Exercise directions → Leave the pictures out, and retype all of the material exactly as written.

Data section →
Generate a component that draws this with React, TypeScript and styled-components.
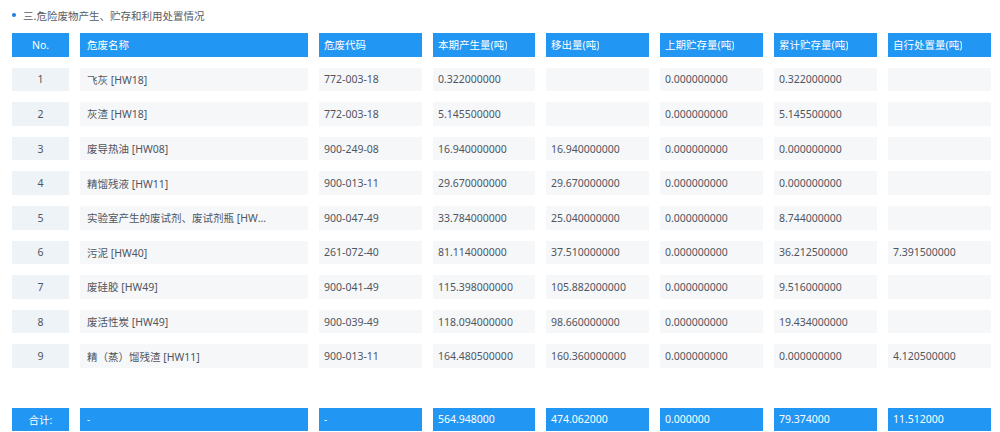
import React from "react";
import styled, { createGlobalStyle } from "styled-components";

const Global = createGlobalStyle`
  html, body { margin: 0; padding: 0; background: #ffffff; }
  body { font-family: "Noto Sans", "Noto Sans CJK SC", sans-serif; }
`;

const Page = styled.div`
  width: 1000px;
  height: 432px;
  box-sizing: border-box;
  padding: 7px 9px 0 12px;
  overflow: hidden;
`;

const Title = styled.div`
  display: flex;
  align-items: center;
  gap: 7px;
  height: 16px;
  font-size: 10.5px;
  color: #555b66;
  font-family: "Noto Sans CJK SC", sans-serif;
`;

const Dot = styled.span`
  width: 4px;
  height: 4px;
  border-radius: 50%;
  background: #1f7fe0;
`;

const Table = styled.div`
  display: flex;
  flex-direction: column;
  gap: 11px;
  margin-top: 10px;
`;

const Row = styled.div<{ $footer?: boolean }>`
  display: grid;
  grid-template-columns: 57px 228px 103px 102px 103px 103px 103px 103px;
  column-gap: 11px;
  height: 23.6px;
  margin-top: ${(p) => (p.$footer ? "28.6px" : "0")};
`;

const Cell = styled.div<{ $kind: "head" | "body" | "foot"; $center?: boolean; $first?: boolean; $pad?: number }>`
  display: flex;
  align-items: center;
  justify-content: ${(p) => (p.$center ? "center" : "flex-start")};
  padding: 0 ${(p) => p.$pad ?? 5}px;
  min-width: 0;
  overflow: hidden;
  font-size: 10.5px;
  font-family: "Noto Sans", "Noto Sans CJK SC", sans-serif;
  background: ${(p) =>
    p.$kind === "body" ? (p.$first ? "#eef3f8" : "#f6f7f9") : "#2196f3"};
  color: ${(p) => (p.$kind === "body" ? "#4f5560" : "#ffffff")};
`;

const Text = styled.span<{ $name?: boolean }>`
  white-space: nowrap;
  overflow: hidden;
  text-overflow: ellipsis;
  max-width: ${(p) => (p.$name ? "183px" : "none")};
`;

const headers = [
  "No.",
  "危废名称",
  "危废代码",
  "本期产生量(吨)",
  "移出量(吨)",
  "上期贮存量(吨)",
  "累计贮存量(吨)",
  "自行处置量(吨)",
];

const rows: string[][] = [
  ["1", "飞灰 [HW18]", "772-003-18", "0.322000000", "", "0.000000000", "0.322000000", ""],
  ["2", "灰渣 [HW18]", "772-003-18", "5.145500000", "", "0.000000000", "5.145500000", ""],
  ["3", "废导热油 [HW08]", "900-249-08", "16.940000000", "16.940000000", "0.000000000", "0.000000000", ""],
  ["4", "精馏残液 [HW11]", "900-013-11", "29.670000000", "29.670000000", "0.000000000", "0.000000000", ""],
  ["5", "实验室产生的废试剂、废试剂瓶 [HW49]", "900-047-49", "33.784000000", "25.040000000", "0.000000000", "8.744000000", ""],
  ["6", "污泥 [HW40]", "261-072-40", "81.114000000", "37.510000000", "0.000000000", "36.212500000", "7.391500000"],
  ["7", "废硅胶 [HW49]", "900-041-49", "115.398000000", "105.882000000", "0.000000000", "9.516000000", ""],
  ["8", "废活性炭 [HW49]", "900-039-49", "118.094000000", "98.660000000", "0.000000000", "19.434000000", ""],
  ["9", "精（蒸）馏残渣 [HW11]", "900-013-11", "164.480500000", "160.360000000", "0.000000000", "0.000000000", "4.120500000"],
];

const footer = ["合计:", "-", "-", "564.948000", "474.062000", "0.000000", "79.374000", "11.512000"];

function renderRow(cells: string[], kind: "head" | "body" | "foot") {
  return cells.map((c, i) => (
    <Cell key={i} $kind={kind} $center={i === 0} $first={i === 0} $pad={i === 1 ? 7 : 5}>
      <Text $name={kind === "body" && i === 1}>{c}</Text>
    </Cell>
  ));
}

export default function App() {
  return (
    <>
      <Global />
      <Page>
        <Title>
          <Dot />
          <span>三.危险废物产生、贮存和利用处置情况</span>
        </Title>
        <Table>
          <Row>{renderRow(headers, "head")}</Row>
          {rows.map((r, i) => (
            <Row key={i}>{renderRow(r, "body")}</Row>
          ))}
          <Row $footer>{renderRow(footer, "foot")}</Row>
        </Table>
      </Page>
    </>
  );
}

Problem solution →
Generate a component that draws this with React, TypeScript and styled-components.
import React from "react";
import styled, { createGlobalStyle } from "styled-components";

const Global = createGlobalStyle`
  html, body { margin: 0; padding: 0; background: #ffffff; }
  body { font-family: "Noto Sans", "Noto Sans CJK SC", sans-serif; }
`;

const Page = styled.div`
  width: 1000px;
  height: 432px;
  box-sizing: border-box;
  padding: 7px 9px 0 12px;
  overflow: hidden;
`;

const Title = styled.div`
  display: flex;
  align-items: center;
  gap: 7px;
  height: 16px;
  font-size: 10.5px;
  color: #555b66;
  font-family: "Noto Sans CJK SC", sans-serif;
`;

const Dot = styled.span`
  width: 4px;
  height: 4px;
  border-radius: 50%;
  background: #1f7fe0;
`;

const Table = styled.div`
  display: flex;
  flex-direction: column;
  gap: 11px;
  margin-top: 10px;
`;

const Row = styled.div<{ $footer?: boolean }>`
  display: grid;
  grid-template-columns: 57px 228px 103px 102px 103px 103px 103px 103px;
  column-gap: 11px;
  height: 23.6px;
  margin-top: ${(p) => (p.$footer ? "28.6px" : "0")};
`;

const Cell = styled.div<{ $kind: "head" | "body" | "foot"; $center?: boolean; $first?: boolean; $pad?: number }>`
  display: flex;
  align-items: center;
  justify-content: ${(p) => (p.$center ? "center" : "flex-start")};
  padding: 0 ${(p) => p.$pad ?? 5}px;
  min-width: 0;
  overflow: hidden;
  font-size: 10.5px;
  font-family: "Noto Sans", "Noto Sans CJK SC", sans-serif;
  background: ${(p) =>
    p.$kind === "body" ? (p.$first ? "#eef3f8" : "#f6f7f9") : "#2196f3"};
  color: ${(p) => (p.$kind === "body" ? "#4f5560" : "#ffffff")};
`;

const Text = styled.span<{ $name?: boolean }>`
  white-space: nowrap;
  overflow: hidden;
  text-overflow: ellipsis;
  max-width: ${(p) => (p.$name ? "183px" : "none")};
`;

const headers = [
  "No.",
  "危废名称",
  "危废代码",
  "本期产生量(吨)",
  "移出量(吨)",
  "上期贮存量(吨)",
  "累计贮存量(吨)",
  "自行处置量(吨)",
];

const rows: string[][] = [
  ["1", "飞灰 [HW18]", "772-003-18", "0.322000000", "", "0.000000000", "0.322000000", ""],
  ["2", "灰渣 [HW18]", "772-003-18", "5.145500000", "", "0.000000000", "5.145500000", ""],
  ["3", "废导热油 [HW08]", "900-249-08", "16.940000000", "16.940000000", "0.000000000", "0.000000000", ""],
  ["4", "精馏残液 [HW11]", "900-013-11", "29.670000000", "29.670000000", "0.000000000", "0.000000000", ""],
  ["5", "实验室产生的废试剂、废试剂瓶 [HW49]", "900-047-49", "33.784000000", "25.040000000", "0.000000000", "8.744000000", ""],
  ["6", "污泥 [HW40]", "261-072-40", "81.114000000", "37.510000000", "0.000000000", "36.212500000", "7.391500000"],
  ["7", "废硅胶 [HW49]", "900-041-49", "115.398000000", "105.882000000", "0.000000000", "9.516000000", ""],
  ["8", "废活性炭 [HW49]", "900-039-49", "118.094000000", "98.660000000", "0.000000000", "19.434000000", ""],
  ["9", "精（蒸）馏残渣 [HW11]", "900-013-11", "164.480500000", "160.360000000", "0.000000000", "0.000000000", "4.120500000"],
];

const footer = ["合计:", "-", "-", "564.948000", "474.062000", "0.000000", "79.374000", "11.512000"];

function renderRow(cells: string[], kind: "head" | "body" | "foot") {
  return cells.map((c, i) => (
    <Cell key={i} $kind={kind} $center={i === 0} $first={i === 0} $pad={i === 1 ? 7 : 5}>
      <Text $name={kind === "body" && i === 1}>{c}</Text>
    </Cell>
  ));
}

export default function App() {
  return (
    <>
      <Global />
      <Page>
        <Title>
          <Dot />
          <span>三.危险废物产生、贮存和利用处置情况</span>
        </Title>
        <Table>
          <Row>{renderRow(headers, "head")}</Row>
          {rows.map((r, i) => (
            <Row key={i}>{renderRow(r, "body")}</Row>
          ))}
          <Row $footer>{renderRow(footer, "foot")}</Row>
        </Table>
      </Page>
    </>
  );
}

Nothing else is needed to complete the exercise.